BEGIN Given material

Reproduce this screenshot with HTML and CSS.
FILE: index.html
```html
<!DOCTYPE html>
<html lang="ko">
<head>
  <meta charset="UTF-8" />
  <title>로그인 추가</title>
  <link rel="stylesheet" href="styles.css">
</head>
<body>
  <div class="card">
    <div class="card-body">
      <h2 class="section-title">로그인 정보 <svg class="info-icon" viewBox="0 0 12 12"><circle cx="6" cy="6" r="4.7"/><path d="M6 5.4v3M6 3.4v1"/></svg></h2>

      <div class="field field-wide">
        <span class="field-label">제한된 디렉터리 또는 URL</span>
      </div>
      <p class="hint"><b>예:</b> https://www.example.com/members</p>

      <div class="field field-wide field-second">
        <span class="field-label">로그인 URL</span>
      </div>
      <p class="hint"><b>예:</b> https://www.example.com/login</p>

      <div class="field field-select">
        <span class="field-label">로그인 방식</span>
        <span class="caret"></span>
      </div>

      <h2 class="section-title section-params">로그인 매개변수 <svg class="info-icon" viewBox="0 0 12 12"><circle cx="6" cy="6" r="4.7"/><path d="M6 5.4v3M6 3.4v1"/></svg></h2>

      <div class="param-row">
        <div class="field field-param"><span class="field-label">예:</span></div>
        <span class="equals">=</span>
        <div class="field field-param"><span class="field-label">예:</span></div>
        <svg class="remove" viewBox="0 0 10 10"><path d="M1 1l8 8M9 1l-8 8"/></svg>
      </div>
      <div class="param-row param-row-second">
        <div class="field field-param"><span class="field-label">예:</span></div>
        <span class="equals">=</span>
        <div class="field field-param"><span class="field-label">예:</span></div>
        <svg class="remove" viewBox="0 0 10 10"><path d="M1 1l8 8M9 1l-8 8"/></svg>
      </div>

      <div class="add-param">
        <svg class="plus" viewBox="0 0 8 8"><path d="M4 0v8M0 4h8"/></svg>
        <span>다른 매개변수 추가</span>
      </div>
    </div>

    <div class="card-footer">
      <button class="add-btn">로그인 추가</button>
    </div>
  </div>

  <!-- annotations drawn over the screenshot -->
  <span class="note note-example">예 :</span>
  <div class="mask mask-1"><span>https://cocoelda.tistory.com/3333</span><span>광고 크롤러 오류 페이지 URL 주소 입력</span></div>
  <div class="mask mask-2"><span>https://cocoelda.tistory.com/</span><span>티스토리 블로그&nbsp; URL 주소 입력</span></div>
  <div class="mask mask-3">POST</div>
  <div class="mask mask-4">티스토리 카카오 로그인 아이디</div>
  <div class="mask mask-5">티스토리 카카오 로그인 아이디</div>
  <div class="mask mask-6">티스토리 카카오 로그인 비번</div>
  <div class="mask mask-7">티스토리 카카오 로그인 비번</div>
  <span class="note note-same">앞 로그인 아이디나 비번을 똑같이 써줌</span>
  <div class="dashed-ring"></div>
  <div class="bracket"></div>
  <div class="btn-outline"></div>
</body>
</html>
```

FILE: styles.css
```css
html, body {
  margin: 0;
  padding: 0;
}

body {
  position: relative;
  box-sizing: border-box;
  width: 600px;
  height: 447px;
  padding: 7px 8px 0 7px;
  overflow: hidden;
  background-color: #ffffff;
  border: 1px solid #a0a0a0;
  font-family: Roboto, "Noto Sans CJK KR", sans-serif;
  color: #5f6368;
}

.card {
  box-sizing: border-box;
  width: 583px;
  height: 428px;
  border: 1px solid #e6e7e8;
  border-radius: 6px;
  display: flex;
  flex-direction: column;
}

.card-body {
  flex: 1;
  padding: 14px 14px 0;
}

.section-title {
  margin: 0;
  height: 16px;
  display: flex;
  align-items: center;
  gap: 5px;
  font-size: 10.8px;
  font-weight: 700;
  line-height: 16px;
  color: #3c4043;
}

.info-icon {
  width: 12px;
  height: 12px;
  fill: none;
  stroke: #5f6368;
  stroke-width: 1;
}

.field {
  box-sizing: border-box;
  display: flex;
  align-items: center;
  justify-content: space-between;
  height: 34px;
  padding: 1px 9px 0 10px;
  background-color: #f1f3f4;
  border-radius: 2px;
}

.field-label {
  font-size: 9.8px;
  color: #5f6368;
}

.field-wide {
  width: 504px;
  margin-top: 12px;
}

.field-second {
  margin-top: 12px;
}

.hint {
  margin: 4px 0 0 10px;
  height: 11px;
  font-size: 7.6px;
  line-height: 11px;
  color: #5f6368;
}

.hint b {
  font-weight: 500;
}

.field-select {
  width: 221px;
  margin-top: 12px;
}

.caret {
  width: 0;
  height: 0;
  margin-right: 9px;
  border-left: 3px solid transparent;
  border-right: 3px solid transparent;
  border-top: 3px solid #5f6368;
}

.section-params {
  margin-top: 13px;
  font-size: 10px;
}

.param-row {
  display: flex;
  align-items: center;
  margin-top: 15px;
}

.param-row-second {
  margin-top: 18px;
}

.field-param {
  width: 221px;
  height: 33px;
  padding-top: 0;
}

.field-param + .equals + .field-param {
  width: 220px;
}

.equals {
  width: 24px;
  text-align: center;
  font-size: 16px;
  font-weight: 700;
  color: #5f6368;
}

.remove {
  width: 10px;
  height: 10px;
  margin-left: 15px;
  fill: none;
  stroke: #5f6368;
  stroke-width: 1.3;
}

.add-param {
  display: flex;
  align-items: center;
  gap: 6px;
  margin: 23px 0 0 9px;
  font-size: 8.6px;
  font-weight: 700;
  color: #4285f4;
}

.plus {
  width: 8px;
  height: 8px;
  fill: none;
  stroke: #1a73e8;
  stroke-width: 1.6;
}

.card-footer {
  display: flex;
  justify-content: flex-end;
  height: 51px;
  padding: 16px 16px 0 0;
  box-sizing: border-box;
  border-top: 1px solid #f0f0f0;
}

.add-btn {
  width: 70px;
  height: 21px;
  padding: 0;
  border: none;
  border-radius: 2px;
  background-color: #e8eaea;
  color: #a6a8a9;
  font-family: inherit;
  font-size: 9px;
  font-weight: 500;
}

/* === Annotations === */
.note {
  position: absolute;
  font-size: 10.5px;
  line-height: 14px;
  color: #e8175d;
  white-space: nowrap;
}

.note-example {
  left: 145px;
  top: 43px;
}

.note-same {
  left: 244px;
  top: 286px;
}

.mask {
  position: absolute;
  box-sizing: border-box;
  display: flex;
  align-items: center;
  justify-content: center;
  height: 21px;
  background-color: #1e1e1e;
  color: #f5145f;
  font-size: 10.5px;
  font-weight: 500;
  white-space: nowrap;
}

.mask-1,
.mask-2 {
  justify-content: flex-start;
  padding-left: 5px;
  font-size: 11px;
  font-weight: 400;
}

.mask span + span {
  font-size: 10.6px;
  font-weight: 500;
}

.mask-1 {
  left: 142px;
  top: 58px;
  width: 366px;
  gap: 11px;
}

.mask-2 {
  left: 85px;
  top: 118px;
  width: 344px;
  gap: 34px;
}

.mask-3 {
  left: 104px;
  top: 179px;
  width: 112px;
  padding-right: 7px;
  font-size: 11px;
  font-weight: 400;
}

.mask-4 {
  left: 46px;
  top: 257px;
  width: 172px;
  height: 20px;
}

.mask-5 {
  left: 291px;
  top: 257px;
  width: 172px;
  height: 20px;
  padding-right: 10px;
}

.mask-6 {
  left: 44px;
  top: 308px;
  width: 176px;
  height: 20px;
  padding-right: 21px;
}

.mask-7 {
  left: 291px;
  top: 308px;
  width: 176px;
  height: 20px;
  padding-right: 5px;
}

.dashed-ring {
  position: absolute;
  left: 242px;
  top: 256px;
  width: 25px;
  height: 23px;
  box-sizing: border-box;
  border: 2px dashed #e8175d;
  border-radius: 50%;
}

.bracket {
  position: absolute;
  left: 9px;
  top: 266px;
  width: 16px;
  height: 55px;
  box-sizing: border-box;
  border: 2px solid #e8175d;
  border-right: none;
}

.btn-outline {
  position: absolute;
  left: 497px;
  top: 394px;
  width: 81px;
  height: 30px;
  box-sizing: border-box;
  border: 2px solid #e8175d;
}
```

END Given material

**Work required**
Search the data for "screenshot". Copy every line that has it.

**Task result**
Reproduce this screenshot with HTML and CSS.
  <!-- annotations drawn over the screenshot -->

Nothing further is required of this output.